This is the second in a series featuring the children of former con man Tobias Black. I didn’t read the first and initially had trouble figuring out what was going on. By the time I figured things out, I didn’t really care. I’m just grateful this was short as it didn’t work for me in any way.
Maya Black used her computer hacking skills to help her father with his cons from an early age. She cut her family out of her life six years earlier when the woman her father was involved with set her up. Since then, Maya has lived a straight life under an assumed name.
Simon Barton, an FBI agent, has been tailing Maya on his own time. He hopes to use her to take down her father and earn a major promotion. In a bit of a convoluted turn, Maya invites Simon – a virtual stranger – to come with her to her home town for her brother’s wedding. Maya has learned her father is dating a former high school mean girl and rival and she doesn’t want to appear pathetic. Simon figures it’s the perfect opportunity to investigate Maya’s father and jumps at the invitation.
In some ways Maya and Simon are a perfect couple. He’s using her. She’s using him. Neither of them do emotions. And of course, they’re both hot. Within days they’re having sex. In fact, it seems as It there are more pages of sex than dialogue. He thinks she’s incredible, not because she’s a wonderful person, but because she’s sexually adventurous, his every fantasy. She thinks he’s amazing and that they’re the best lovers ever. Other than great sex, I didn’t find anything about them incredible or amazing, just rather empty.
I guess I’m supposed to feel sorry for Maya. Instead of being a poor little rich girl, she’s a poor little con artist. But for me to feel sympathy I’d have to know more about her than that she owns a cat, has gone straight, and makes no attachments. Simon isn’t much better. It seems as if ambition is his overarching motivation and, if he has any common sense, he doesn’t use it in this investigation. I had problems believing that a supposedly smart FBI agent would take vacation time to investigate a con artist without official approval, and then expect to gain a major promotion.
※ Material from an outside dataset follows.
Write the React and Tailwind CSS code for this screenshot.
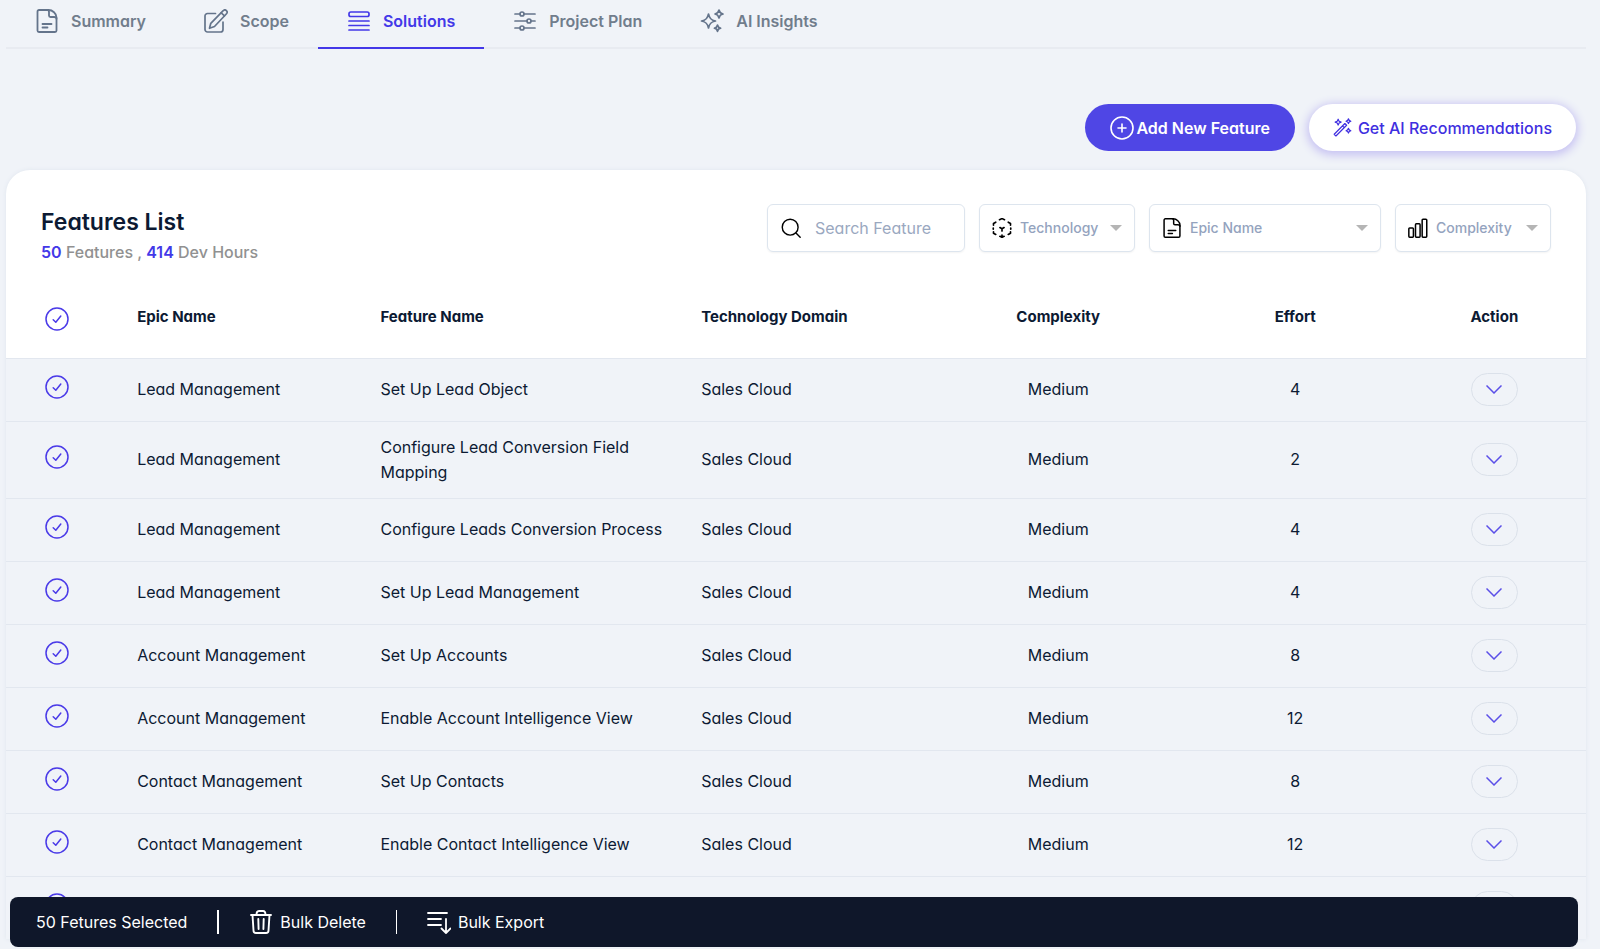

The plot felt rather thin, with too many things thrown into the mix. We have Maya’s father dating her former rival. Then there’s her brother’s wedding. There are multiple questions about Maya’s father. Is he dealing drugs? Is he dealing guns? Or is he still running cons? Frankly, I just didn’t care.
Worse yet, for a romance, I just wasn’t convinced that Maya and Simon were in love. In lust? Definitely. But this just didn’t feel like a love story. I’ve read a lot of good category romances over the past few years; this isn’t one of them.